The SaddleBrooke Republican Club forum drew a crowd of nearly 200.
The candidates had different ideas about what kind of Representative voters want.
Rancher Gary Kiehne said District 1 should send a businessman to Congress. Economist and State Rep. Adam Kwasman said taxpayers want a fighter. Businessman and State House Speaker Andy Tobin said what the district needs is a public servant.
The candidates showed their differences when they were asked what their first action would be as Representative.
Kiehne said he would push to repeal the Endangered Species Act and the Equal Access to Justice Act as a way to restore jobs in rural Arizona.
Kwasman said he would fight to repeal Obamacare and replace it with portable tax-free health savings accounts.
Tobin said he’d work on balancing the budget, perhaps starting with a federal government hiring freeze with the military exempt.
Race newcomer Jim Brown did not participate in the forum but took a few minutes to introduce himself to the audience. He said he decided to run for office after the recession “wiped out” his business. He said he wanted to change the “waste, fraud, abuse and political corruption that’s tearing our country apart.”
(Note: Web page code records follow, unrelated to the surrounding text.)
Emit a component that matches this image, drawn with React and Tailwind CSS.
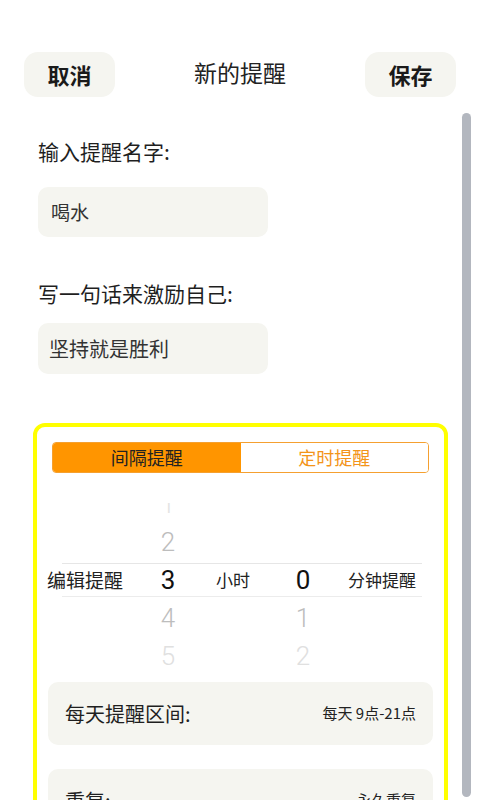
import React from 'react';

const cjk = { fontFamily: '"Noto Sans CJK SC", "Noto Sans", sans-serif' };

const hours = ['1', '2', '3', '4', '5'];
const minutes = ['', '', '0', '1', '2'];
const shades = ['text-[#e4e4e4]', 'text-[#bdbdbd]', 'text-[#111]', 'text-[#bdbdbd]', 'text-[#e0e0e0]'];

function PickerRow({ i }) {
  const mid = i === 2;
  return (
    <div className="flex h-[38px] items-center">
      <div className="w-[100px] pl-[10px] text-[19px] text-[#222]">{mid ? '编辑提醒' : ''}</div>
      <div
        className={`w-[62px] text-center text-[26px] ${shades[i]} ${mid ? 'font-normal' : 'font-light'}`}
        style={{ fontFamily: 'Roboto, "Liberation Sans", sans-serif' }}
      >
        {hours[i]}
      </div>
      <div className="w-[68px] text-center text-[17px] text-[#222]">{mid ? '小时' : ''}</div>
      <div
        className={`w-[72px] text-center text-[26px] ${shades[i]} ${mid ? 'font-normal' : 'font-light'}`}
        style={{ fontFamily: 'Roboto, "Liberation Sans", sans-serif' }}
      >
        {minutes[i]}
      </div>
      <div className="flex-1 pl-[9px] text-[17px] text-[#222]">{mid ? '分钟提醒' : ''}</div>
    </div>
  );
}

export default function App() {
  return (
    <div className="relative w-[480px] h-[800px] overflow-hidden bg-white" style={cjk}>
      {/* header */}
      <div className="flex items-center justify-between px-[24px] pt-[52px]">
        <button className="w-[91px] h-[45px] rounded-[14px] bg-[#f5f5f0] text-[22px] font-semibold text-[#1a1a1a]">
          取消
        </button>
        <h1 className="-mt-[4px] text-[23px] text-[#222]">新的提醒</h1>
        <button className="w-[91px] h-[45px] rounded-[14px] bg-[#f5f5f0] text-[22px] font-semibold text-[#1a1a1a]">
          保存
        </button>
      </div>

      {/* form */}
      <div className="px-[38px]">
        <p className="mt-[40px] text-[21px] leading-[28px] text-[#1f1f1f]">输入提醒名字:</p>
        <div className="mt-[22px] w-[230px] h-[50px] rounded-[10px] bg-[#f5f5f0] flex items-center pl-[13px] text-[19px] text-[#333]">
          喝水
        </div>

        <p className="mt-[42px] text-[21px] leading-[28px] text-[#1f1f1f]">写一句话来激励自己:</p>
        <div className="mt-[16px] w-[230px] h-[51px] rounded-[10px] bg-[#f5f5f0] flex items-center pl-[11px] text-[20px] text-[#333]">
          坚持就是胜利
        </div>
      </div>

      {/* yellow card */}
      <div className="mt-[49px] ml-[33px] w-[415px] rounded-[12px] border-[4px] border-[#ffff00] pb-[40px]">
        <div className="mx-[15px] mt-[15px] flex h-[31px] rounded-[4px] border border-[#f5a030] overflow-hidden text-[18px]">
          <div className="flex-1 flex items-center justify-center bg-[#ff9500] text-[#222]">间隔提醒</div>
          <div className="flex-1 flex items-center justify-center bg-white text-[#f39419]">定时提醒</div>
        </div>

        <div className="relative mt-[30px] h-[170px] overflow-hidden">
          <div className="-mt-[18px]">
            {[0, 1, 2, 3, 4].map((i) => (
              <PickerRow key={i} i={i} />
            ))}
          </div>
          <div className="absolute left-[25px] right-[22px] top-[60px] h-px bg-[#e6e6e6]" />
          <div className="absolute left-[25px] right-[22px] top-[93px] h-px bg-[#ececec]" />
        </div>

        <div className="mx-[11px] mt-[9px] flex h-[63px] items-center justify-between rounded-[10px] bg-[#f5f5f0] pl-[17px] pr-[17px]">
          <span className="text-[20px] text-[#1f1f1f]">每天提醒区间:</span>
          <span className="text-[15px] text-[#222]">每天 9点-21点</span>
        </div>

        <div className="mx-[11px] mt-[24px] flex h-[63px] items-center justify-between rounded-[10px] bg-[#f5f5f0] pl-[17px] pr-[17px]">
          <span className="text-[20px] text-[#1f1f1f]">重复:</span>
          <span className="text-[15px] text-[#222]">永久重复</span>
        </div>
      </div>

      {/* scrollbar */}
      <div className="absolute left-[462px] top-[113px] w-[9px] h-[684px] rounded-full bg-[#b3b7bf]" />
    </div>
  );
}
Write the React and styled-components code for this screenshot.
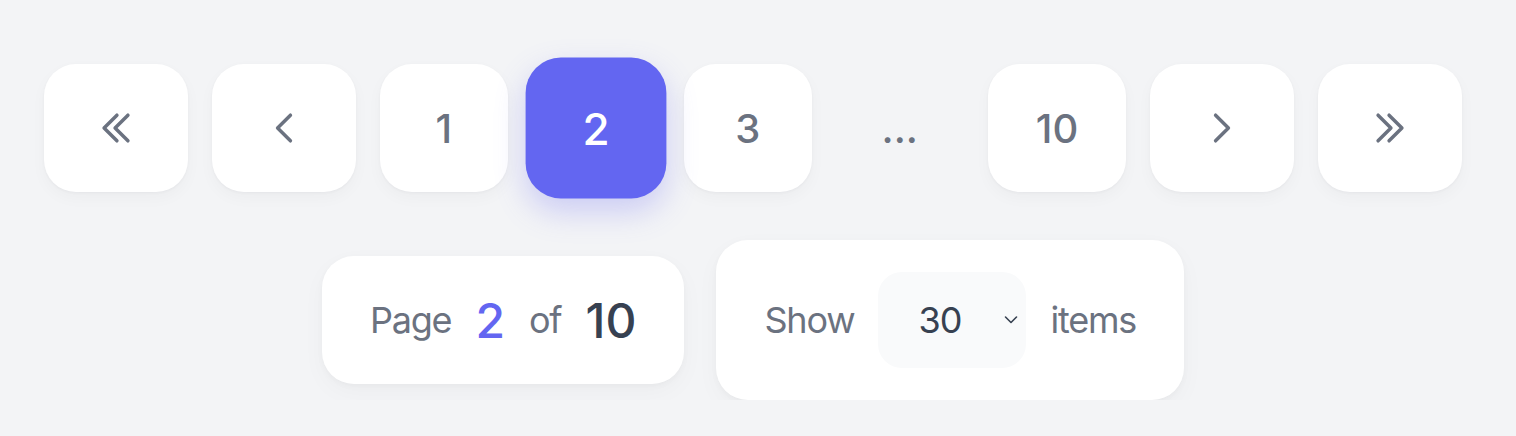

Several times Kiehne and Kwasman pushed Tobin to defend his record.
Kiehne accused Tobin of being a career politician.
Tobin said he’s done what’s right for Arizona as a legislator, and he used the immigration law, SB 1070, as an example.
“We were vilified and we were protested against. And folks came down there and threw refried beans all over our walls and walked with signs and yelled at us all day long. But it didn’t change my conviction,” he said. “It wasn’t because I was a politician. It was because I believed in what we were doing.”
Kwasman said Tobin lied about his opposition to the Medicaid expansion in Arizona. Tobin’s jaw dropped and he shook his head.
Tobin said he opposed the expansion and still is fighting it in court. He said Obamacare is an “abomination” that is hurting businesses and seniors.
All three participating candidates oppose Obamacare.
After the forum several voters said they were still undecided and wanted to wait and see what the candidates will do leading up to the August primary election.
Eileen Eagar, an Oro Valley resident in the audience, said she didn’t like the name-calling but found the debate enlightening.
Despite being a little uneasy about Kwasman characterizing himself as someone who wants to fight all the time, she said she likes his fire and agrees with him when he says Arizona needs new blood in Congress.